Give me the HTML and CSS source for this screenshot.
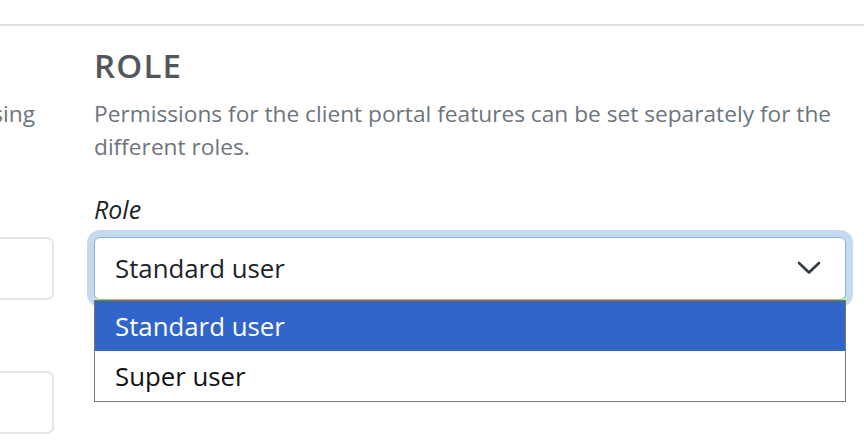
FILE: index.html
```html
<!DOCTYPE html>
<html lang="en">
<head>
<meta charset="utf-8">
<title>Role</title>
<link rel="stylesheet" href="styles.css">
</head>
<body>
<div class="topbar"></div>
<div class="main">
  <div class="left">
    <p class="left-text">Access to the client portal is managed using</p>
    <div class="left-input"></div>
    <div class="left-input second"></div>
  </div>
  <div class="right">
    <h2 class="heading">ROLE</h2>
    <p class="desc">Permissions for the client portal features can be set separately for the different roles.</p>
    <label class="label">Role</label>
    <div class="select-wrap">
      <div class="select">
        <span class="select-value">Standard user</span>
        <svg class="chevron" width="24" height="14" viewBox="0 0 24 14"><path d="M2 2 L12 11.5 L22 2" fill="none" stroke="#343a40" stroke-width="2.6" stroke-linecap="round" stroke-linejoin="round"/></svg>
      </div>
      <ul class="options">
        <li class="option selected">Standard user</li>
        <li class="option">Super user</li>
      </ul>
    </div>
  </div>
</div>
</body>
</html>
```
FILE: styles.css
```css
* { box-sizing: border-box; }
html, body { margin: 0; padding: 0; background: #fff; }
body {
  font-family: "Open Sans", "Noto Sans", sans-serif;
  color: #212529;
  overflow: hidden;
  height: 440px;
}
.topbar {
  height: 26px;
  border-bottom: 2px solid #dee2e6;
}
.main {
  display: flex;
  gap: 40px;
  padding-right: 18px;
}
.left {
  width: 54px;
  flex-shrink: 0;
  overflow: hidden;
  display: flex;
  flex-direction: column;
  align-items: flex-end;
}
.left-text {
  flex-shrink: 0;
  width: 500px;
  margin: 71.4px 0 0;
  padding-right: 19px;
  text-align: right;
  white-space: nowrap;
  font-size: 22.7px;
  line-height: 33px;
  color: #6c757d;
}
.left-input {
  flex-shrink: 0;
  width: 300px;
  height: 63px;
  margin-top: 106.6px;
  border: 2px solid #e3e6ea;
  border-radius: 7px;
}
.left-input.second {
  margin-top: 71px;
}
.right {
  flex: 1;
  min-width: 0;
}
.heading {
  margin: 20.4px 0 11px;
  font-size: 33px;
  line-height: 39.6px;
  font-weight: 600;
  letter-spacing: 1.2px;
  color: #53575c;
}
.desc {
  margin: 0;
  font-size: 22.7px;
  line-height: 33px;
  color: #6c757d;
}
.label {
  display: block;
  margin-top: 30.4px;
  margin-bottom: 10.2px;
  font-size: 25px;
  line-height: 33px;
  font-style: italic;
  color: #212529;
}
.select-wrap {
  position: relative;
}
.select {
  height: 63px;
  border: 1px solid #8db5dc;
  border-radius: 6px;
  box-shadow: 0 0 0 7px #c4dbef;
  display: flex;
  align-items: center;
  justify-content: space-between;
  padding: 0 24px 0 20px;
  background: #fff;
}
.select-value {
  font-size: 25.8px;
  color: #212529;
}
.chevron {
  display: block;
}
.options {
  position: absolute;
  top: 100%;
  left: 0;
  right: 0;
  margin: 0;
  padding: 0;
  list-style: none;
  border: 1px solid #767676;
  background: #fff;
}
.option {
  height: 50px;
  line-height: 50px;
  padding-left: 20px;
  font-size: 25.8px;
  color: #111;
}
.option.selected {
  background: #3165c9;
  color: #fff;
}
```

---------------

*TASK DETAILS*.
Reproduce the material in full, word for word, and omit the pictures.

*ANSWER FOR THIS EXERCISE*.
Give me the HTML and CSS source for this screenshot.
FILE: index.html
```html
<!DOCTYPE html>
<html lang="en">
<head>
<meta charset="utf-8">
<title>Role</title>
<link rel="stylesheet" href="styles.css">
</head>
<body>
<div class="topbar"></div>
<div class="main">
  <div class="left">
    <p class="left-text">Access to the client portal is managed using</p>
    <div class="left-input"></div>
    <div class="left-input second"></div>
  </div>
  <div class="right">
    <h2 class="heading">ROLE</h2>
    <p class="desc">Permissions for the client portal features can be set separately for the different roles.</p>
    <label class="label">Role</label>
    <div class="select-wrap">
      <div class="select">
        <span class="select-value">Standard user</span>
        <svg class="chevron" width="24" height="14" viewBox="0 0 24 14"><path d="M2 2 L12 11.5 L22 2" fill="none" stroke="#343a40" stroke-width="2.6" stroke-linecap="round" stroke-linejoin="round"/></svg>
      </div>
      <ul class="options">
        <li class="option selected">Standard user</li>
        <li class="option">Super user</li>
      </ul>
    </div>
  </div>
</div>
</body>
</html>
```
FILE: styles.css
```css
* { box-sizing: border-box; }
html, body { margin: 0; padding: 0; background: #fff; }
body {
  font-family: "Open Sans", "Noto Sans", sans-serif;
  color: #212529;
  overflow: hidden;
  height: 440px;
}
.topbar {
  height: 26px;
  border-bottom: 2px solid #dee2e6;
}
.main {
  display: flex;
  gap: 40px;
  padding-right: 18px;
}
.left {
  width: 54px;
  flex-shrink: 0;
  overflow: hidden;
  display: flex;
  flex-direction: column;
  align-items: flex-end;
}
.left-text {
  flex-shrink: 0;
  width: 500px;
  margin: 71.4px 0 0;
  padding-right: 19px;
  text-align: right;
  white-space: nowrap;
  font-size: 22.7px;
  line-height: 33px;
  color: #6c757d;
}
.left-input {
  flex-shrink: 0;
  width: 300px;
  height: 63px;
  margin-top: 106.6px;
  border: 2px solid #e3e6ea;
  border-radius: 7px;
}
.left-input.second {
  margin-top: 71px;
}
.right {
  flex: 1;
  min-width: 0;
}
.heading {
  margin: 20.4px 0 11px;
  font-size: 33px;
  line-height: 39.6px;
  font-weight: 600;
  letter-spacing: 1.2px;
  color: #53575c;
}
.desc {
  margin: 0;
  font-size: 22.7px;
  line-height: 33px;
  color: #6c757d;
}
.label {
  display: block;
  margin-top: 30.4px;
  margin-bottom: 10.2px;
  font-size: 25px;
  line-height: 33px;
  font-style: italic;
  color: #212529;
}
.select-wrap {
  position: relative;
}
.select {
  height: 63px;
  border: 1px solid #8db5dc;
  border-radius: 6px;
  box-shadow: 0 0 0 7px #c4dbef;
  display: flex;
  align-items: center;
  justify-content: space-between;
  padding: 0 24px 0 20px;
  background: #fff;
}
.select-value {
  font-size: 25.8px;
  color: #212529;
}
.chevron {
  display: block;
}
.options {
  position: absolute;
  top: 100%;
  left: 0;
  right: 0;
  margin: 0;
  padding: 0;
  list-style: none;
  border: 1px solid #767676;
  background: #fff;
}
.option {
  height: 50px;
  line-height: 50px;
  padding-left: 20px;
  font-size: 25.8px;
  color: #111;
}
.option.selected {
  background: #3165c9;
  color: #fff;
}
```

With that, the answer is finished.